The old sailor’s adage has never seemed more apropos,
“the floggings will continue until morale improves.”
In lieu of more floggings here’s a real world solution to bring back the tuna
Ocean Pasture Restoration Will Immediately Return Indian Ocean Tuna Pastures From East to West To Historic Abundance
Today our proven safe, sustainable, low cost, regenerative technologies and methodologies to restore and revive ocean fish pastures is standing ready to be deployed. Our work involves perfected ‘Ecosystem Service’ methods to prescribe and replenish vital mineral micronutrients that are in ever more diminishing supply due to the consequences of high and rising CO2 levels.
Our fossil fueled CO2 emissions of a trillion tonnes over the past century have dramatically increased and resulted in global greening of dry grasslands around the world.
More grass growing means less dust blowing, and it is dust that blows in the wind that delivers vital mineral nutrients to sustain ocean pastures. The solution, give back to the world’s oceans the dust we are denying them.

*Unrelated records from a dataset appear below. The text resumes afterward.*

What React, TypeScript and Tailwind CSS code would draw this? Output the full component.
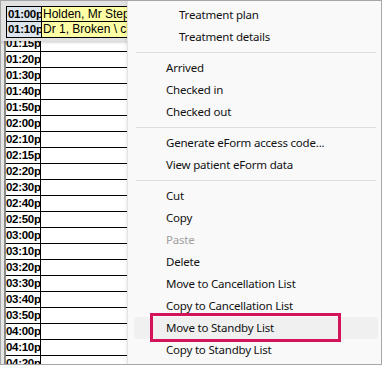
import React from 'react';

const times = [
  '', '', '01:15p', '01:20p', '01:30p', '01:40p', '01:50p',
  '02:00p', '02:10p', '02:15p', '02:20p', '02:30p', '02:40p', '02:50p',
  '03:00p', '03:10p', '03:20p', '03:30p', '03:40p', '03:50p',
  '04:00p', '04:10p', '04:20p',
];

type Item =
  | { sep: true }
  | { label: string; indent?: boolean; disabled?: boolean; hover?: boolean };

const items: Item[] = [
  { label: 'Treatment plan', indent: true },
  { label: 'Treatment details', indent: true },
  { sep: true },
  { label: 'Arrived' },
  { label: 'Checked in' },
  { label: 'Checked out' },
  { sep: true },
  { label: 'Generate eForm access code...' },
  { label: 'View patient eForm data' },
  { sep: true },
  { label: 'Cut' },
  { label: 'Copy' },
  { label: 'Paste', disabled: true },
  { label: 'Delete' },
  { label: 'Move to Cancellation List' },
  { label: 'Copy to Cancellation List' },
  { label: 'Move to Standby List', hover: true },
  { label: 'Copy to Standby List' },
];

function Schedule() {
  return (
    <div className="relative w-[126px] shrink-0 bg-[#e6e6e6] pt-[2px] pl-[3px] overflow-hidden">
      <div className="border-l-2 border-[#8a8a8a] bg-white">
        {times.map((t, i) => (
          <div key={i} className="flex h-[16px] border-t border-black">
            <div className="w-[35px] shrink-0 border-r border-black text-[11.5px] font-bold leading-[15px] text-black tracking-[-0.3px] whitespace-nowrap overflow-hidden">
              {t}
            </div>
            <div className="flex-1" />
          </div>
        ))}
      </div>

      {/* appointment being dragged */}
      <div className="absolute left-0 top-0 w-[140px] bg-[#e2e2e2] pt-[5px] pl-[5px] pb-[3px] shadow-[0_2px_2px_rgba(0,0,0,0.15)]">
        <div className="border border-black bg-black">
          {[
            ['01:00p', 'Holden, Mr Stephen'],
            ['01:10p', 'Dr 1, Broken \\ chipped'],
          ].map(([t, txt], i) => (
            <div key={t} className={`flex h-[15px] ${i === 0 ? 'border-b border-black' : ''}`}>
              <div className="w-[35px] shrink-0 border-r border-black bg-[#dce5ee] text-[11.5px] font-bold leading-[15px] pl-px tracking-[-0.3px] text-black whitespace-nowrap overflow-hidden">
                {t}
              </div>
              <div className="flex-1 bg-[#ffffa6] text-[12px] leading-[15px] pl-px whitespace-nowrap overflow-hidden text-black">
                {txt}
              </div>
            </div>
          ))}
        </div>
      </div>
    </div>
  );
}

function Menu() {
  return (
    <div className="relative z-10 flex-1 bg-[#f9f9f9] border-l border-[#e3e3e3] pt-[3px] shadow-[-1px_0_3px_rgba(0,0,0,0.08)] font-['Noto_Sans',sans-serif] text-[11.5px] tracking-[-0.2px]">
      {items.map((it, i) =>
        'sep' in it ? (
          <div key={i} className="h-[9px] flex items-center pl-[8px] pr-[5px]">
            <div className="h-px w-full bg-[#dedede]" />
          </div>
        ) : (
          <div
            key={i}
            className={`relative h-[22px] ml-[6px] mr-[3px] flex items-center rounded-[4px] whitespace-nowrap ${
              it.indent ? 'pl-[45px]' : 'pl-[32px]'
            } ${it.hover ? 'bg-[#f0f0f0]' : ''} ${it.disabled ? 'text-[#a0a0a0]' : 'text-[#111]'}`}
          >
            {it.label}
            {it.hover && (
              <div className="absolute left-[16px] top-[-4px] w-[191px] h-[29px] border-[3px] border-[#d3145a]" />
            )}
          </div>
        )
      )}
    </div>
  );
}

export default function App() {
  return (
    <div className="w-[382px] h-[365px] border border-[#a6a6a6] flex overflow-hidden bg-white font-['Liberation_Sans',Arial,sans-serif]">
      <Schedule />
      <Menu />
    </div>
  );
}
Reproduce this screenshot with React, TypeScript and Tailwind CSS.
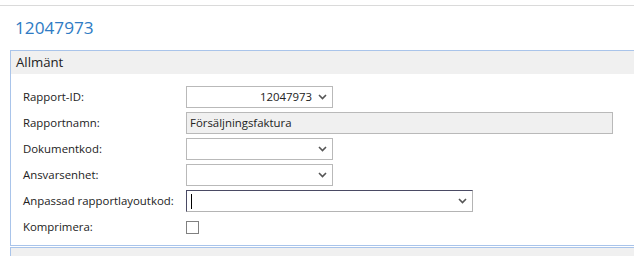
import React from 'react';

function Chevron() {
  return (
    <svg width="9" height="6" viewBox="0 0 9 6" className="shrink-0">
      <polyline points="1,1 4.5,4.5 8,1" fill="none" stroke="#555" strokeWidth="1.6" />
    </svg>
  );
}

function SelectBox({ value, width, focused }: { value?: string; width: string; focused?: boolean }) {
  return (
    <div
      className={`flex h-[22px] items-center border bg-white pl-[4px] pr-[5px] ${width} ${
        focused ? 'border-[#b4b4b4] border-t-[#4a4a64] border-l-[#4a4a64]' : 'border-[#b9b9b9]'
      }`}
    >
      <div className="flex-1 text-right text-[11.4px] text-[#222]">
        {focused ? <div className="h-[15px] w-px bg-black" /> : value}
      </div>
      <div className="ml-[6px]">
        <Chevron />
      </div>
    </div>
  );
}

export default function App() {
  const labelCls = 'w-[163px] shrink-0 text-[11.4px] text-[#222]';
  return (
    <div
      className="relative h-[256px] w-[634px] overflow-hidden bg-white"
      style={{ fontFamily: '"Open Sans", "Noto Sans", sans-serif' }}
    >
      <div className="h-[5px]" />
      <div className="h-px bg-[#dadada]" />
      <div className="pl-[15px] pt-[10px] text-[17.2px] leading-[24px] text-[#2e7bc4]">12047973</div>

      <div className="ml-[10px] mt-[10px] w-[700px] border border-[#a9c4ea]">
        <div className="h-[23px] bg-[#f0f0f0] pl-[5px] text-[13.2px] leading-[22px] text-[#222]">Allmänt</div>
        <div className="flex flex-col gap-[4px] pb-[7px] pl-[12px] pt-[12px]">
          <div className="flex h-[22px] items-center">
            <div className={labelCls}>Rapport-ID:</div>
            <SelectBox value="12047973" width="w-[147px]" />
          </div>
          <div className="flex h-[22px] items-center">
            <div className={labelCls}>Rapportnamn:</div>
            <div className="flex h-[22px] w-[427px] items-center border border-[#b9b9b9] bg-[#f0f0f0] pl-[3px] text-[11.4px] text-[#222]">
              Försäljningsfaktura
            </div>
          </div>
          <div className="flex h-[22px] items-center">
            <div className={labelCls}>Dokumentkod:</div>
            <SelectBox width="w-[147px]" />
          </div>
          <div className="flex h-[22px] items-center">
            <div className={labelCls}>Ansvarsenhet:</div>
            <SelectBox width="w-[147px]" />
          </div>
          <div className="flex h-[22px] items-center">
            <div className={labelCls}>Anpassad rapportlayoutkod:</div>
            <SelectBox width="w-[287px]" focused />
          </div>
          <div className="flex h-[22px] items-center">
            <div className={labelCls}>Komprimera:</div>
            <div className="h-[13px] w-[13px] border border-[#808080] bg-white" />
          </div>
        </div>
      </div>

      <div className="ml-[10px] mt-px h-[20px] w-[700px] border-t border-l border-[#a9c4ea] bg-[#f0f0f0]" />
    </div>
  );
}
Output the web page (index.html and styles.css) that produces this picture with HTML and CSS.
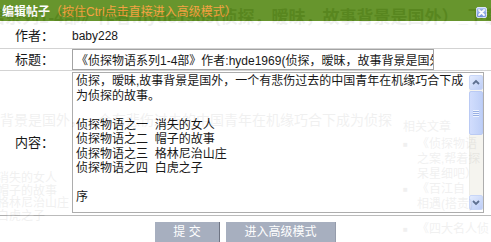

Time has finally run out on the reserve capacity and resilience of Indian Ocean pastures and they are today rapidly suffering from the drought of dust and becoming ever more blue ocean deserts.
Proven At Large Scale
In 2012 the largest ocean fish pasture restoration project ever to be undertaken was performed (by me) in the NE Pacific Ocean. In dying ocean salmon pastures my single fishing boat load of prescription mineral dust turned that blue desert into a lush ocean pasture for a remarkably low cost.
The following year in Alaska the expected catch of one of the five species of salmon, the Pink Salmon, was forecast to be 50 million fish. Instead when the Pink Salmon swam into Alaskan fishermen’s nets the catch turned out to be 226 million fish, the largest catch in all of history.
Indian Ocean tuna, especially the Yellowfin, can be almost immediately returned and sustained at historic abundance as we choose to become caring stewards of their ocean tuna pastures. IT JUST WORKS!